Fruit from your trees can be eaten as is, or made into cider, jams, jellies and other preserves, fruit leather and pie filling to keep over the winter until next harvest. The fruits are excellent sources of vitamins sugars and nutrition. They help the stored wheat baked into bread go down smoother and just plain taste great. In the case of olive trees, you will also have an excellent source of cooking and lighting oil.


Other than fruit trees, you may also wish to invest in some nut trees. Nuts are a tremendous source of carbohydrates and oils. Perfect for feeding you through winter months between harvests. Your nut trees can also be your very own cooking oil resource. More on nut oil presses in a future article.


Shrubs make excellent landscaping plants and there are many fruit bearing varieties that are easy to tend to, look great in the yard and raise no suspicions as to a source of food. Berry bushes are good examples of heavy bearing shrubs. They can provide gallons of sweet fruit every growing season. Like other fruit, berries can be preserved as jams, jellies, fruit pie filling and fruit leather or dehydrated.

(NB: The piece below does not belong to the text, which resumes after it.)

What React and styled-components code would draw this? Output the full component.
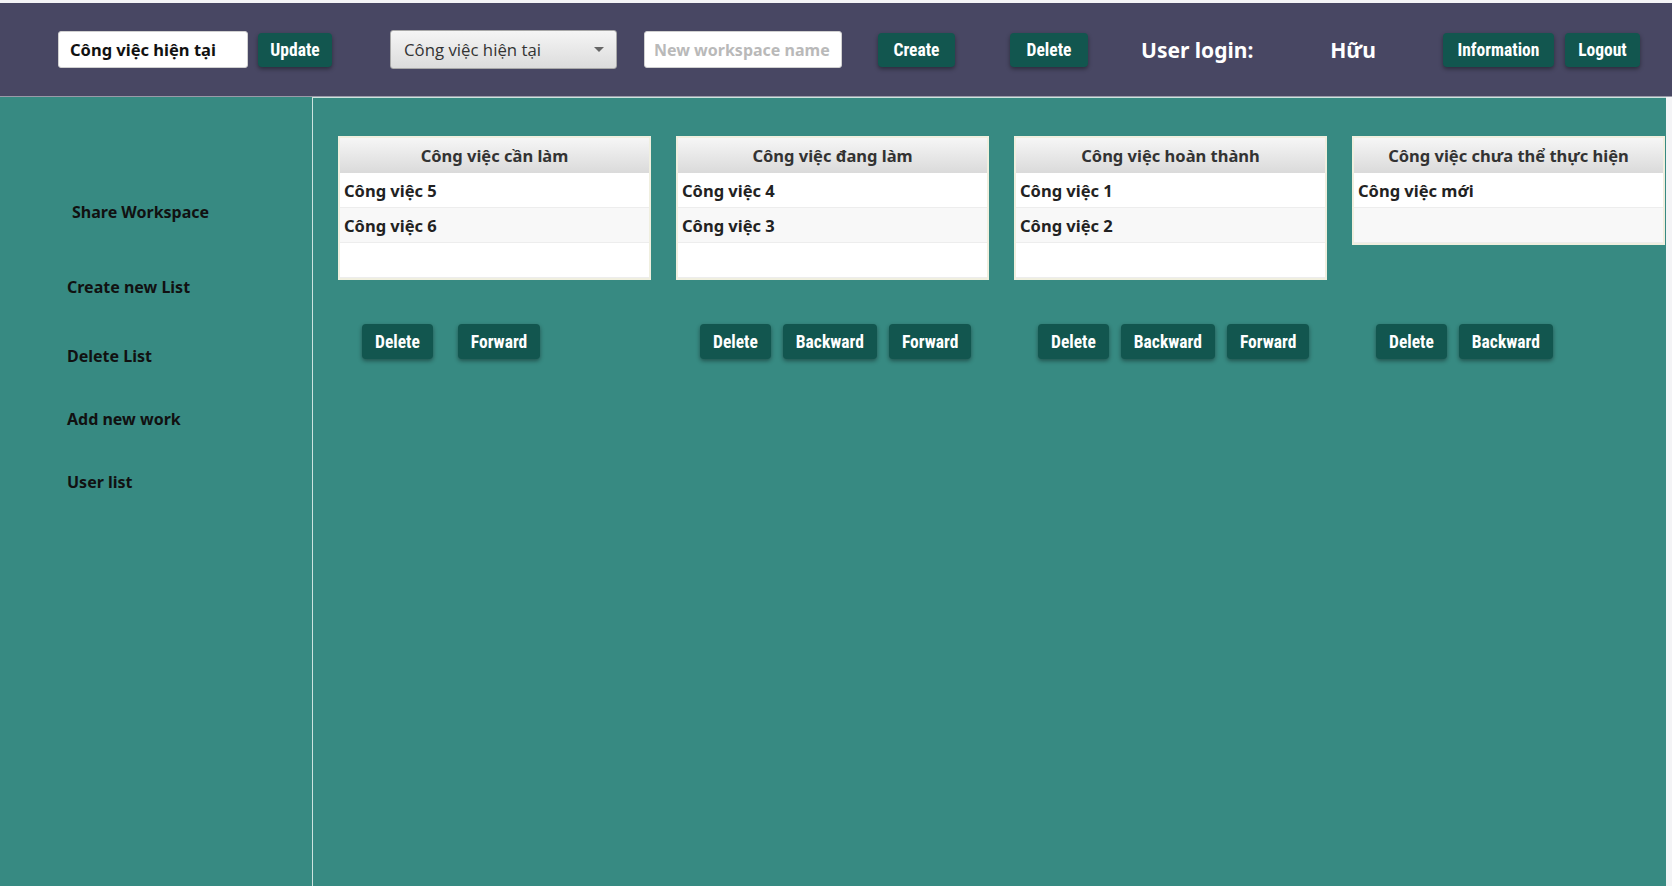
import React from 'react'
import styled, { createGlobalStyle } from 'styled-components'

const GlobalStyle = createGlobalStyle`
    html, body {
        margin: 0;
        padding: 0;
        background: #f4f4f6;
        height: 100%;
        overflow: hidden;
    }
    * {
        box-sizing: border-box;
    }
`;

const lists = [
    { title: 'Công việc cần làm', items: ['Công việc 5', 'Công việc 6', ''], actions: ['Delete', 'Forward'], wide: true },
    { title: 'Công việc đang làm', items: ['Công việc 4', 'Công việc 3', ''], actions: ['Delete', 'Backward', 'Forward'] },
    { title: 'Công việc hoàn thành', items: ['Công việc 1', 'Công việc 2', ''], actions: ['Delete', 'Backward', 'Forward'] },
    { title: 'Công việc chưa thể thực hiện', items: ['Công việc mới', ''], actions: ['Delete', 'Backward'] },
];

const menu = ['Create new List', 'Delete List', 'Add new work', 'User list'];

function App() {
    return (
        <Page>
            <GlobalStyle />
            <TopBar>
                <TextField defaultValue="Công việc hiện tại" />
                <Button $ml={10} $w={74}>Update</Button>
                <Select $ml={58}>
                    <span>Công việc hiện tại</span>
                    <Caret />
                </Select>
                <NameInput $ml={27} placeholder="New workspace name" />
                <Button $ml={36} $w={77}>Create</Button>
                <Button $ml={55} $w={78}>Delete</Button>
                <LoginText $ml={53}>User login:</LoginText>
                <LoginText $ml={77}>Hữu</LoginText>
                <Button $ml={67} $w={111}>Information</Button>
                <Button $ml={11} $w={75}>Logout</Button>
            </TopBar>
            <Body>
                <Sidebar>
                    <ShareLink>Share Workspace</ShareLink>
                    {menu.map((m) => <MenuItem key={m}>{m}</MenuItem>)}
                </Sidebar>
                <Board>
                    {lists.map((list) => (
                        <Column key={list.title}>
                            <Card>
                                <CardHeader>{list.title}</CardHeader>
                                {list.items.map((item, i) => (
                                    <Row key={i} $alt={i % 2 === 1}>{item}</Row>
                                ))}
                            </Card>
                            <Actions $wide={list.wide}>
                                {list.actions.map((a) => (
                                    <Button key={a} $small>{a}</Button>
                                ))}
                            </Actions>
                        </Column>
                    ))}
                </Board>
            </Body>
        </Page>
    )
}

const Page = styled.div`
    padding-top: 3px;
    height: 100vh;
    display: flex;
    flex-direction: column;
    font-family: "Noto Sans", "Open Sans", sans-serif;
`;

const TopBar = styled.div`
    height: 94px;
    flex-shrink: 0;
    background: #484763;
    display: flex;
    align-items: center;
    padding-left: 58px;
    border-bottom: 1px solid #9a9aa8;
`;

const TextField = styled.input`
    width: 190px;
    height: 37px;
    border: 1px solid #d0d0d0;
    border-radius: 3px;
    background: #fff;
    padding: 0 10px 0 11px;
    font-family: "Noto Sans", "Open Sans", sans-serif;
    font-weight: 700;
    font-size: 16.5px;
    color: #111;
    outline: none;
`;

const NameInput = styled(TextField)`
    width: 198px;
    margin-left: ${p => p.$ml}px;
    padding: 0 9px;
    font-size: 16px;
    &::placeholder {
        color: #b9b9b9;
    }
`;

const Button = styled.button`
    margin-left: ${p => p.$ml || 0}px;
    width: ${p => p.$w ? p.$w + 'px' : 'auto'};
    height: ${p => p.$small ? 35 : 34}px;
    padding: 0 ${p => p.$small ? 13 : 0}px;
    border: none;
    border-radius: 4px;
    background: #12564f;
    color: #fff;
    font-family: "Liberation Sans Narrow", "Roboto Condensed", Roboto, sans-serif;
    font-weight: 700;
    font-size: 17.5px;
    box-shadow: 0 2px 4px rgba(0, 0, 0, 0.4);
    cursor: pointer;
`;

const Select = styled.div`
    margin-left: ${p => p.$ml}px;
    width: 227px;
    height: 39px;
    display: flex;
    align-items: center;
    justify-content: space-between;
    padding: 0 12px 0 13px;
    background: linear-gradient(#f5f5f5, #dcdcdc);
    border: 1px solid #a8a8a8;
    border-radius: 3px;
    color: #333;
    span {
        font-family: "Open Sans", "Noto Sans", sans-serif;
        font-size: 16.8px;
    }
`;

const Caret = styled.i`
    width: 0;
    height: 0;
    border-left: 5px solid transparent;
    border-right: 5px solid transparent;
    border-top: 5px solid #666;
`;

const LoginText = styled.span`
    margin-left: ${p => p.$ml}px;
    color: #fff;
    font-weight: 700;
    font-size: 21px;
`;

const Body = styled.div`
    flex: 1;
    display: flex;
    min-height: 0;
`;

const Sidebar = styled.div`
    width: 312px;
    flex-shrink: 0;
    background: #378a82;
    padding: 104px 0 0 67px;
    display: flex;
    flex-direction: column;
`;

const MenuItem = styled.div`
    color: #111;
    font-weight: 700;
    font-size: 16px;
    line-height: 22px;
    margin-top: 41px;
    &:nth-of-type(2) {
        margin-top: 53px;
    }
    &:nth-of-type(3) {
        margin-top: 47px;
    }
`;

const ShareLink = styled(MenuItem)`
    margin: 0 0 0 5px;
    &&:nth-of-type(1) {
        margin-top: 0;
    }
`;

const Board = styled.div`
    flex: 1;
    margin-right: 6px;
    background: #378a82;
    border-left: 1px solid #cde3df;
    border-top: 1px solid #cde3df;
    padding: 38px 0 0 25px;
    display: flex;
    gap: 25px;
    overflow: hidden;
`;

const Column = styled.div`
    width: 313px;
    flex-shrink: 0;
    display: grid;
    grid-template-rows: 145px auto;
    row-gap: 43px;
    align-content: start;
`;

const Card = styled.div`
    align-self: start;
    background: #fff;
    border: 2px solid #f0efdf;
`;

const CardHeader = styled.div`
    height: 35px;
    display: flex;
    align-items: center;
    justify-content: center;
    background: linear-gradient(#f6f6f6, #dadada);
    color: #333;
    font-weight: 700;
    font-size: 16.5px;
`;

const Row = styled.div`
    height: 35px;
    display: flex;
    align-items: center;
    padding-left: 4px;
    background: ${p => p.$alt ? '#f8f8f8' : '#fff'};
    border-bottom: 1px solid #ededed;
    color: #222;
    font-weight: 700;
    font-size: 16.5px;
`;

const Actions = styled.div`
    display: flex;
    gap: ${p => p.$wide ? 25 : 12}px;
    padding-left: 24px;
`;

export default App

To plant your berry bushes, spade the soil to loosen and mix generously with sand. Dig a hole in the prepared soil to accommodate the root ball. Place the bush into the hole and bury up to where the canes begin to extend through the surface. Water well before and after planting.


Berries that grow on canes, like blackberries, raspberries and boysenberries tend to spread out and need regular pruning every autumn, especially if grown in rows. They can quickly overgrow an area, and because of their thorns, can make picking their fruit difficult. They are worth every scratch; however; and yearly autumn pruning will cure this problem.


You will also need to control pests on your berries. Again MVP does the job where I live. You may also walk through your patch and pick off pests by hand, but this issue's column is devoted to the lazy gardener.


Other berries which are more bushy and do not develop on canes look very ornamental and may be perceived as such should you wish to hide your food source. Currents can be grown as a hedge or to stand in clumps in the lawn for a classic aristocratic look. Their bright red berries are often passed over, perceived as non-edible by those who do not recognize them. Quince has been an ornamental shrub in most every home town in America, but rarely used as the great source of food and pectin it is. Mashing quince fruit and placing it in a jar with other fruit will provide enough pectin to make jam and jelly preserves.


If you are one of the many Americans today who has yearly procrastinated at beginning your gardening skills, start with some of the above plants and increase their number yearly. You will gain gardening skill and knowledge yearly. One fine day you may catch the gardening bug and decide to put in that vegetable patch to supplement all of the fine produce you are collecting from your orchards, berry patches or perennials.